Sobrevivir entre la crueldad y la solidaridad


Virginia Giussani
La Insignia. Argentina, enero del 2004.


El hombre para un taxi y sube. Le dice la dirección al chofer y comienza el viaje. Un minuto de silencio y el pasajero empieza a hablar lentamente como si se le escaparan las palabras sin querer. Cuenta que se dirige a la casa de un amigo que está muy mal. Hace poco se quedó sin trabajo y tiene cuatro hijos, una de ellas discapacitada. Su amigo lo llamó frente a ese instante de lucidez final que presagia una tragedia. Dijo que se iba a pegar un tiro.

Hacia allí se dirigían este taxista con su pasajero, conversando, casi como viejos amigos sobre las vicisitudes de la vida, esta vida arisca, cruel y miserable. Seguramente, y en otras circunstancias, habrían podido compartir otras bondades que también ofrece esta dama misteriosa, pero en ese instante sólo les mostraba su peor rostro.
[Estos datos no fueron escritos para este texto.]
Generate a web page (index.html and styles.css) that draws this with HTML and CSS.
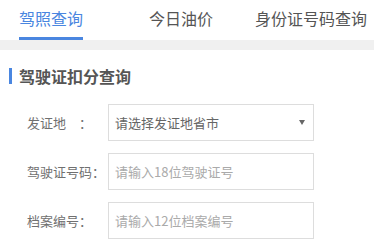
FILE: index.html
```html
<!DOCTYPE html>
<html lang="zh-CN">
<head>
  <meta charset="UTF-8" />
  <meta name="viewport" content="width=device-width, initial-scale=1.0" />
  <title>驾照查询</title>
  <link rel="stylesheet" href="styles.css">
</head>
<body>
  <div class="tabs">
    <div class="tab active"><span>驾照查询</span></div>
    <div class="tab"><span>今日油价</span></div>
    <div class="tab"><span>身份证号码查询</span></div>
  </div>
  <div class="divider"></div>

  <div class="section">
    <h2 class="section-title">驾驶证扣分查询</h2>
    <div class="form-row">
      <label><span class="name">发证地</span>：</label>
      <div class="select">
        <span>请选择发证地省市</span>
        <i class="arrow"></i>
      </div>
    </div>
    <div class="form-row">
      <label><span class="name">驾驶证号码</span>：</label>
      <input type="text" placeholder="请输入18位驾驶证号" />
    </div>
    <div class="form-row">
      <label><span class="name">档案编号</span>：</label>
      <input type="text" placeholder="请输入12位档案编号" />
    </div>
  </div>
</body>
</html>
```

FILE: styles.css
```css
body {
  margin: 0;
  background-color: #fff;
  font-family: "Noto Sans CJK SC", "Noto Sans", sans-serif;
  color: #666;
  overflow: hidden;
}
.tabs {
  display: flex;
  height: 40px;
  margin-left: -14px;
}
.tab {
  width: 130px;
  flex-shrink: 0;
  text-align: center;
  font-size: 16px;
  color: #555;
}
.tab span {
  display: inline-block;
  height: 37px;
  line-height: 37px;
}
.tab.active span {
  color: #4a86e0;
  border-bottom: 3px solid #4a86e0;
}
.divider {
  height: 10px;
  background-color: #f0f0f0;
}
.section-title {
  margin: 18px 0 20px 9px;
  padding-left: 7px;
  border-left: 3px solid #4a86e0;
  font-size: 16px;
  line-height: 16px;
  color: #555;
}
.form-row {
  display: flex;
  align-items: center;
  padding-left: 27px;
  margin-bottom: 12px;
}
.form-row label {
  width: 81px;
  font-size: 13px;
  color: #707070;
}
.form-row .name {
  display: inline-block;
  min-width: 52px;
}
.select,
.form-row input {
  box-sizing: border-box;
  width: 206px;
  height: 37px;
  border: 1px solid #ddd;
  font-family: inherit;
  font-size: 13px;
  padding: 0 6px;
  margin: 0;
  outline: none;
}
.select {
  display: flex;
  align-items: center;
  justify-content: space-between;
  color: #666;
  padding-right: 8px;
}
.form-row input::placeholder {
  color: #aaa;
}
.arrow {
  width: 0;
  height: 0;
  border-left: 3px solid transparent;
  border-right: 3px solid transparent;
  border-top: 5px solid #666;
}
```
El pasajero le pregunta al chofer su nombre. Éste responde: Alberto. Cuando llegan a la dirección indicada el taxi se detiene, el conductor mira hacia atrás y se tropieza con unos ojos resignados y tristes.

- Alberto, ¿sabes una cosa? Te iba a robar -dice el pasajero mientras saca de su bolsillo un revolver. Su intención al subir al taxi fue robarlo. El amigo a quien se refería era él mismo. Sin embargo, al iniciar la conversación y descubrir su comprensión frente a lo que estaba relatando, no tuvo el coraje. Le explico que la niña discapacitada era su hija y estaban parados frente a su casa. Tenía que comprar un remedio porque su hija sufría ahogos y carecía de los doce pesos necesarios para adquirirlo, por eso pensó en robar. El taxista no se inmutó ante la revelación, ni mucho menos ante el revolver que lo miraba fijo desde la mano temblorosa de aquel hombre desesperado.

- Si tu problema son los doce pesos, tomá, comprá el remedio de tu hija. Si tenés que robar por tus hijos, robá, pero no mates -dijo el chofer mientras extendía su mano con el dinero.

El pasajero lo recibió con sus ojos llenos de lágrimas. Quiso dejarle su revolver a cambio del dinero, pero el taxista no lo aceptó. Si aceptó un papel, escrito a las apuradas, con su número de teléfono y su dirección pidiéndole que pasara en unos días para devolverle el importe del remedio y del viaje. Alberto tomó el papel y lo guardó en su bolsillo. En ningún momento pensó en volver a reclamar lo que le correspondía, sólo pensó en no humillarlo aún más.

Recién acabo de bajar de ese mismo taxi y conservo aún en mi retina los ojos cristalinos, húmedos y consternados de ese chofer que no pudo evitar contarme su pequeña y gran historia. Contuve mis ganas de abrazarlo, o quizás lo hicimos con la mirada, con esa tibieza del alma que cuando es noble siempre se encuentra, como la encontró este hombre en un momento de desesperación. Bajé del taxi con la agradable sensación de que, aún dentro de la brutal decadencia, la solidaridad humana existe y más de una vez salva vidas.